A collection of photographs of Jews in a frame hanging on a wall in the Central Archives of the History of the Jewish People. Fonte: Wikimedia
Due nuovi studi sulla genetica delle comunità ebraiche, appena pubblicati su “Nature” (il 9 giugno on line, dal gruppo di Doron Behar, del Rambam Health Care Campus di Haifa) e su “The American Journal of Human Genetics” (nella prima settimana di giugno, dal gruppo di Harry Ostrer, della New York University Medical School), hanno fornito elementi di chiarezza sull’origine e sullo svolgersi della storia di quel popolo. Un tema questo che ha diviso, e ancora divide, gli studiosi tra coloro che hanno associato una comune eredità genetica alla comune condivisione culturale e religiosa e coloro che hanno mantenuto decisamente indipendenti i due piani. Quest’ultima posizione è stata riaffermata anche assai recentemente, nel 2008, dallo storico Shlomo Sand nel libro “The Invention of the Jewish People”.
Entrambe le ricerche hanno utilizzato la tecnica “microarrays” per analizzare il DNA nucleare di gruppi di ebrei delle diverse parti del mondo e di gruppi di popolazioni non-ebraiche di riferimento, e valutarne le differenze. La nuova tecnologia “microarrays” consente di mettere a confronto le sequenze dell’intero genoma di individui diversi e fornisce quindi molte più informazioni rispetto a quelle ricavate finora dagli studi sul DNA mitocondriale e del cromosoma Y.

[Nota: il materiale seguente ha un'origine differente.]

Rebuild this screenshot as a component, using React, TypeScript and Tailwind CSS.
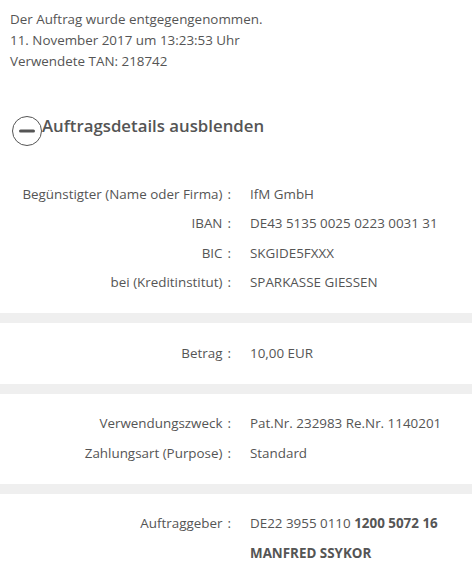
import { ReactNode } from "react";

type Row = { label: string; value: ReactNode };

const sections: Row[][] = [
    [
        { label: "Begünstigter (Name oder Firma)", value: "IfM GmbH" },
        { label: "IBAN", value: "DE43 5135 0025 0223 0031 31" },
        { label: "BIC", value: "SKGIDE5FXXX" },
        { label: "bei (Kreditinstitut)", value: "SPARKASSE GIESSEN" },
    ],
    [{ label: "Betrag", value: "10,00 EUR" }],
    [
        { label: "Verwendungszweck", value: "Pat.Nr. 232983 Re.Nr. 1140201" },
        { label: "Zahlungsart (Purpose)", value: "Standard" },
    ],
    [
        {
            label: "Auftraggeber",
            value: (
                <>
                    DE22 3955 0110 <span className="font-bold">1200 5072 16</span>
                </>
            ),
        },
        { label: "", value: <span className="font-bold">MANFRED SSYKOR</span> },
    ],
];

function DetailRow({ label, value }: Row) {
    return (
        <div className="grid grid-cols-[231px_1fr] gap-x-[19px] h-[29.5px] items-center">
            <div className="text-right whitespace-nowrap">
                {label && (
                    <>
                        {label}
                        <span className="ml-[5px]">:</span>
                    </>
                )}
            </div>
            <div className="whitespace-nowrap">{value}</div>
        </div>
    );
}

export default function App() {
    return (
        <div
            className="w-[472px] h-[579px] overflow-hidden bg-white text-[#555555] text-[13.4px]"
            style={{ fontFamily: '"Open Sans", "Noto Sans", sans-serif' }}
        >
            {/* status text */}
            <div className="px-[10px] pt-[9px] leading-[21px]">
                <p>Der Auftrag wurde entgegengenommen.</p>
                <p>11. November 2017 um 13:23:53 Uhr</p>
                <p>Verwendete TAN: 218742</p>
            </div>

            {/* toggle heading */}
            <div className="flex items-center pl-[12px] mt-[42px] h-[34px]">
                <span className="relative w-[30px] h-[30px] rounded-full border-[1.5px] border-[#555555] shrink-0">
                    <span className="absolute left-[6px] right-[6px] top-1/2 -translate-y-1/2 h-[3px] rounded-sm bg-[#555555]" />
                </span>
                <h2 className="text-[16.8px] font-semibold -mt-[11px]">Auftragsdetails ausblenden</h2>
            </div>

            {sections.map((rows, i) => (
                <div key={i}>
                    {i > 0 && <div className="h-[10px] bg-[#efefef]" />}
                    <div className={i === 0 ? "pt-[31px] pb-[16px]" : "pt-[15px] pb-[16px]"}>
                        {rows.map((row, k) => (
                            <DetailRow key={k} {...row} />
                        ))}
                    </div>
                </div>
            ))}
        </div>
    );
}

A seguito della diaspora ebraica si sono formate tre grandi comunità: quella aschenazita dell’Europa, che costituisce circa il 90% degli ebrei americani e il 50% di quelli israeliani; quella sefardita della Spagna e del Portogallo; e quella del Medio Oriente. A queste vanno poi affiancate le comunità ebraiche dell’Etiopia e dell’India.
Come si può arguire dai due studi, i gruppi ebraici della diaspora sono risultati geneticamente molto più simili tra loro che non rispetto alle popolazioni non-ebraiche delle stesse aree geografiche. Inoltre, le comunità aschenazite hanno mostrato tra loro una maggiore affinità e con un livello di somiglianza genetica riferibile a quello che caratterizza i cugini di quarto e quinto grado, anche se tra il 30% e il 60% del loro genoma è stato contribuito dal mescolamento con popolazioni europee non-ebraiche. Certamente di notevole interesse è pure il dato che ha evidenziato come siano i popoli non-ebraici del Medio Oriente, e tra essi i drusi e i ciprioti, che più si legano geneticamente alle comunità ebraiche. E ciò significa che l’origine del popolo ebraico debba essere collocata proprio in quella regione.
Completamente diversi invece sono stati i risultati delle analisi compiute sulle comunità ebraiche dell’Etiopia e dell’India. Esse infatti sono state trovate geneticamente più affini ai popoli non-ebraici delle loro terre d’origine che non a quelli ebraici della diaspora. E ciò sembrerebbe suggerire che nel corso del tempo ci siano state in Etiopia e in India delle conversioni e che poi le nuove comunità si siano anche mescolate, sebbene in piccola parte, con gli ebrei della diaspora.
A partire dalla metà del secolo scorso, la genetica è divenuta uno strumento assai utile per contribuire alla ricostruzione della storia dei popoli e al suo interno a risalire anche alla verosimile regione geografica della loro genesi. E i due lavori citati hanno collocato l’origine degli ebrei in Medio Oriente, perché prossimi geneticamente alle popolazioni che lì vivono. Ciò tuttavia non significa aver trovato il gene dell’ebraicità, che non esiste così come non esistono quelli dell’italianità e degli altri popoli. Quello che la genetica può fare è solo stabilire come è fatto geneticamente un popolo che ha deciso di essere tale e a quale altro assomigli di più. A questo proposito, ci sembra interessante quanto ha sostenuto Behar a commento della sua ricerca e cioè che non c’è alcuna differenza metafisica tra coloro che sono nati ebrei e coloro che all’ebraismo si sono convertiti.